Tuesday, April 28, 2009

Dualist and the Resurrection

I regularly read blogs that discuss the Sunday Bible Readings. My favourite of these is probably the Disclosing New Worlds blog. In the reflection from last week's Sunday readings (Luke 24:36-48) there is this gem:
The key question is whether this world and these bodies of ours have a future with God. It’s a question, therefore, about the meaning and content of salvation. Resurrection says that salvation is recreation - salvation for this world. God could have done at least two things differently. The first is to have abandoned us and our world because we rejected God. Resurrection tells us that God doesn’t do that - even when we have resisted God’s companionship to the point of murdering God’s Son! The second is to abandon creation but not human beings. In this case, salvation would be escape or rescue from the world. God could say, “You are not your bodies. The ‘real you’ is non-material. And this world isn’t ultimately ‘real’ - ultimate reality is another place altogether, called heaven. So let me rescue you from all this mess of creation (bodies, earth etc)”. God, in other words, could be a dualist.

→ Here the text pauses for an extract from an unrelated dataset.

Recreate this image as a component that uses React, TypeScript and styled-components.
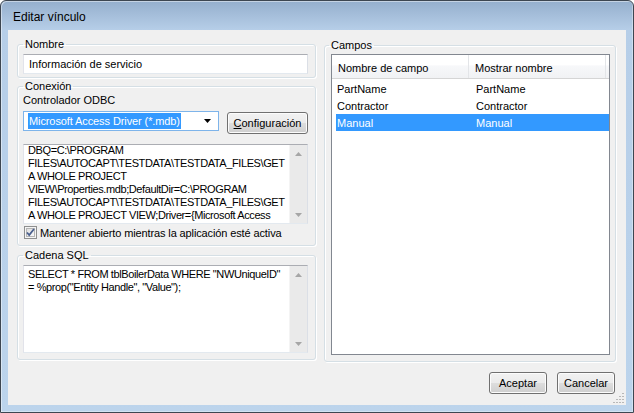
import * as React from "react"
import styled, { createGlobalStyle } from "styled-components"

const GlobalStyle = createGlobalStyle`
  html, body {
    margin: 0;
    padding: 0;
    background: #ffffff;
  }
  body {
    font-family: "Liberation Sans", Arial, sans-serif;
    font-size: 11px;
    color: #000;
  }
`

const Window = styled.div`
  width: 634px;
  height: 413px;
  box-sizing: border-box;
  border: 1px solid #3d4651;
  border-radius: 6px 6px 0 0;
  background: linear-gradient(to bottom, #95afcd 0px, #b6cee8 29px, #bcd4ec 100%);
  box-shadow: inset 1px 1px 0 rgba(255, 255, 255, 0.45), inset -1px -1px 0 rgba(255, 255, 255, 0.35);
  padding: 0 7px 7px 7px;
  display: flex;
  flex-direction: column;
`

const TitleBar = styled.div`
  height: 29px;
  box-sizing: border-box;
  padding: 3px 0 0 5px;
  display: flex;
  align-items: center;
  font-size: 12px;
  color: #000;
`

const Client = styled.div`
  position: relative;
  flex: 1;
  background: #f0f0f0;
  padding: 8px 10px 10px 9px;
  display: flex;
  flex-direction: column;
`

const Main = styled.div`
  display: flex;
  gap: 8px;
  height: 324px;
`

const Column = styled.div<{ $w: number }>`
  width: ${p => p.$w}px;
  display: flex;
  flex-direction: column;
`

const Group = styled.fieldset<{ $top?: number; $pad?: string; $grow?: boolean }>`
  margin: ${p => p.$top ?? 0}px 0 0 0;
  padding: ${p => p.$pad ?? "3px 7px 3px 5px"};
  border: 1px solid #d5dfe5;
  border-radius: 3px;
  box-shadow: inset 1px 1px 0 #fff, 1px 1px 0 #fff;
  min-width: 0;
  display: flex;
  flex-direction: column;
  ${p => (p.$grow ? "flex: 1;" : "")}
`

const Legend = styled.legend<{ $shift?: number }>`
  padding: 0 2px;
  margin-left: ${p => p.$shift ?? 0}px;
  line-height: 13px;
  font-size: 11px;
`

const TextBox = styled.div`
  height: 20px;
  box-sizing: border-box;
  border: 1px solid;
  border-color: #abadb3 #dbdfe6 #e3e9ef #e2e3ea;
  background: #fff;
  padding: 0 5px;
  display: flex;
  align-items: center;
`

const FieldLabel = styled.div`
  line-height: 13px;
  margin-bottom: 4px;
`

const ComboRow = styled.div`
  display: flex;
  height: 23px;
  gap: 8px;
  align-items: flex-start;
`

const Combo = styled.div`
  width: 196px;
  height: 20px;
  box-sizing: border-box;
  border: 1px solid #7eb4ea;
  background: #fff;
  display: flex;
  align-items: center;
  padding-left: 4px;
`

const Selected = styled.span`
  background: #3399ff;
  color: #fff;
  line-height: 16px;
  padding: 0 1px;
  letter-spacing: -0.1px;
`

const ComboArrow = styled.div`
  margin-left: auto;
  width: 17px;
  height: 100%;
  display: flex;
  align-items: center;
  justify-content: center;
  padding-right: 2px;
`

const Button = styled.button<{ $w: number; $h?: number; $top?: number }>`
  width: ${p => p.$w}px;
  height: ${p => p.$h ?? 22}px;
  margin: ${p => p.$top ?? 0}px 0 0 0;
  padding: 0;
  font-family: "Liberation Sans", Arial, sans-serif;
  font-size: 11px;
  color: #000;
  border: 1px solid #707070;
  border-radius: 3px;
  background: linear-gradient(to bottom, #f2f2f2 0%, #ebebeb 50%, #dddddd 51%, #cfcfcf 100%);
  box-shadow: inset 0 0 0 1px #fcfcfc;
  u {
    text-decoration: underline;
  }
`

const Memo = styled.div<{ $h: number; $top?: number }>`
  height: ${p => p.$h}px;
  margin-top: ${p => p.$top ?? 0}px;
  box-sizing: border-box;
  border: 1px solid;
  border-color: #abadb3 #dbdfe6 #e3e9ef #e2e3ea;
  background: #fff;
  display: flex;
`

const MemoText = styled.div<{ $shift?: number; $pad?: number }>`
  flex: 1;
  overflow: hidden;
  white-space: pre;
  line-height: 13px;
  letter-spacing: -0.4px;
  padding: ${p => p.$pad ?? 0}px 2px 0 4px;
  > div:first-child {
    margin-top: ${p => p.$shift ?? 0}px;
  }
`

const ScrollBar = styled.div`
  width: 17px;
  background: #eaeaea;
  border-left: 1px solid #f4f4f4;
  display: flex;
  flex-direction: column;
  justify-content: space-between;
`

const ScrollButton = styled.div`
  height: 17px;
  display: flex;
  align-items: center;
  justify-content: center;
`

const CheckRow = styled.label`
  display: flex;
  align-items: center;
  gap: 3px;
  margin-top: 2px;
  height: 13px;
  padding-left: 1px;
  letter-spacing: -0.12px;
`

const ListView = styled.div`
  flex: 1;
  border: 1px solid #828790;
  background: #fff;
  display: flex;
  flex-direction: column;
`

const Header = styled.div`
  height: 24px;
  box-sizing: border-box;
  display: flex;
  border-bottom: 1px solid #d5d5d5;
  background: linear-gradient(to bottom, #ffffff 0%, #ffffff 45%, #f7f8fa 46%, #f1f2f4 100%);
`

const HeaderCell = styled.div`
  width: 137px;
  box-sizing: border-box;
  border-right: 1px solid #e3e5e8;
  padding: 2px 0 0 6px;
  display: flex;
  align-items: center;
`

const Rows = styled.div`
  padding-top: 1px;
`

const Row = styled.div<{ $selected?: boolean }>`
  height: 17px;
  margin-left: 4px;
  display: flex;
  align-items: center;
  background: ${p => (p.$selected ? "#3399ff" : "transparent")};
  color: ${p => (p.$selected ? "#fff" : "#000")};
`

const Cell = styled.div<{ $w?: number; $pad: number }>`
  ${p => (p.$w ? `width: ${p.$w}px;` : "flex: 1;")}
  padding-left: ${p => p.$pad}px;
  box-sizing: border-box;
`

const Footer = styled.div`
  display: flex;
  justify-content: flex-end;
  gap: 10px;
  margin-top: 10px;
  padding-right: 1px;
`

const Grip = styled.svg`
  position: absolute;
  right: 1px;
  bottom: 1px;
`

const Arrow = ({ up, color }: { up?: boolean; color: string }) => (
  <svg width="7" height="4" viewBox="0 0 7 4">
    <path d={up ? "M0 4 L3.5 0 L7 4 Z" : "M0 0 L7 0 L3.5 4 Z"} fill={color} />
  </svg>
)

const Scroll = () => (
  <ScrollBar>
    <ScrollButton>
      <Arrow up color="#a6a6a6" />
    </ScrollButton>
    <ScrollButton>
      <Arrow color="#a6a6a6" />
    </ScrollButton>
  </ScrollBar>
)

const CheckBox = () => (
  <svg width="13" height="13" viewBox="0 0 13 13">
    <defs>
      <linearGradient id="cbg" x1="0" y1="0" x2="1" y2="1">
        <stop offset="0" stopColor="#dcdcdc" />
        <stop offset="1" stopColor="#fbfbfb" />
      </linearGradient>
    </defs>
    <rect x="0.5" y="0.5" width="12" height="12" fill="#f4f4f4" stroke="#8e8f8f" />
    <rect x="2.5" y="2.5" width="8" height="8" fill="url(#cbg)" stroke="#b5b5b5" />
    <path d="M3 6.5 L5.2 9 L10 3" fill="none" stroke="#4a5f8d" strokeWidth="1.8" />
  </svg>
)

const connLines = [
  "DBQ=C:\\PROGRAM",
  "FILES\\AUTOCAPT\\TESTDATA\\TESTDATA_FILES\\GET",
  "A WHOLE PROJECT",
  "VIEW\\Properties.mdb;DefaultDir=C:\\PROGRAM",
  "FILES\\AUTOCAPT\\TESTDATA\\TESTDATA_FILES\\GET",
  "A WHOLE PROJECT VIEW;Driver={Microsoft Access",
]

const sqlLines = [
  'SELECT * FROM tblBoilerData WHERE "NWUniqueID"',
  '= %prop("Entity Handle", "Value");',
]

const fields = [
  { name: "PartName", display: "PartName" },
  { name: "Contractor", display: "Contractor" },
  { name: "Manual", display: "Manual", selected: true },
]

export default function App() {
  return (
    <>
      <GlobalStyle />
      <Window>
        <TitleBar>Editar vínculo</TitleBar>
        <Client>
          <Main>
            <Column $w={299}>
              <Group>
                <Legend>Nombre</Legend>
                <TextBox>Información de servicio</TextBox>
              </Group>

              <Group $top={2} $pad="1px 7px 6px 5px">
                <Legend>Conexión</Legend>
                <FieldLabel>Controlador ODBC</FieldLabel>
                <ComboRow>
                  <Combo>
                    <Selected>Microsoft Access Driver (*.mdb)</Selected>
                    <ComboArrow>
                      <Arrow color="#000" />
                    </ComboArrow>
                  </Combo>
                  <Button $w={81} $top={1}>
                    <u>C</u>onfiguración
                  </Button>
                </ComboRow>
                <Memo $h={80} $top={10}>
                  <MemoText $shift={-1} $pad={0}>
                    {connLines.map((l, i) => (
                      <div key={i}>{l}</div>
                    ))}
                  </MemoText>
                  <Scroll />
                </Memo>
                <CheckRow>
                  <CheckBox />
                  Mantener abierto mientras la aplicación esté activa
                </CheckRow>
              </Group>

              <Group $top={3} $pad="3px 7px 6px 5px">
                <Legend>Cadena SQL</Legend>
                <Memo $h={88}>
                  <MemoText $pad={2}>
                    {sqlLines.map((l, i) => (
                      <div key={i}>{l}</div>
                    ))}
                  </MemoText>
                  <Scroll />
                </Memo>
              </Group>
            </Column>

            <Column $w={292}>
              <Group $top={1} $pad="2px 5px 6px 6px" $grow>
                <Legend $shift={-2}>Campos</Legend>
                <ListView>
                  <Header>
                    <HeaderCell>Nombre de campo</HeaderCell>
                    <HeaderCell>Mostrar nombre</HeaderCell>
                  </Header>
                  <Rows>
                    {fields.map(f => (
                      <Row key={f.name} $selected={f.selected}>
                        <Cell $w={134} $pad={1}>{f.name}</Cell>
                        <Cell $pad={6}>{f.display}</Cell>
                      </Row>
                    ))}
                  </Rows>
                </ListView>
              </Group>
            </Column>
          </Main>

          <Footer>
            <Button $w={58}>Aceptar</Button>
            <Button $w={58}>Cancelar</Button>
          </Footer>

          <Grip width="12" height="12" viewBox="0 0 12 12">
            {[
              [10, 2], [10, 5], [7, 5], [10, 8], [7, 8], [4, 8], [10, 11], [7, 11], [4, 11], [1, 11],
            ].map(([x, y]) => (
              <rect key={`${x}-${y}`} x={x - 1} y={y - 1} width="2" height="1" fill="#b8b8b8" />
            ))}
          </Grip>
        </Client>
      </Window>
    </>
  )
}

But resurrection is anti-dualist. God isn’t a Hindu, or Buddhist, or classical Greek deity. The Hebrew and Christian God is a God who is inextricably linked to creation by love and a determination to save what has been created. Matter matters! Bodies matter! God embraces body in Jesus (Incarnation) and enters into our world. God becomes part of our world. And God does so in order to save it by transforming it into all that it was always intended to be. (source)

Yes, yes! Matter matters! I can't tell you how often I've preached this point. Yet the latent gnosticism of our culture (or perhaps gnosticism in inherit in some way--an aspect of original sin/existential guilt?) still tries to emerge! Sigh.

I remember eating lunch with Marilyn Adams (hard-core philosopher and theologian) in seminary many years ago and someone asked her about the meaning of bodily resurrection. She replied that she thought this was a teaching about how our distinctness from each other will be preserved in our resurrected state. In other words, our experience autonomy or separateness will have continuity between this world and next. Whereas other things, like the limitations of death or disease, will not have continuity. This is a very powerful teaching that generally doesn't get sufficient press.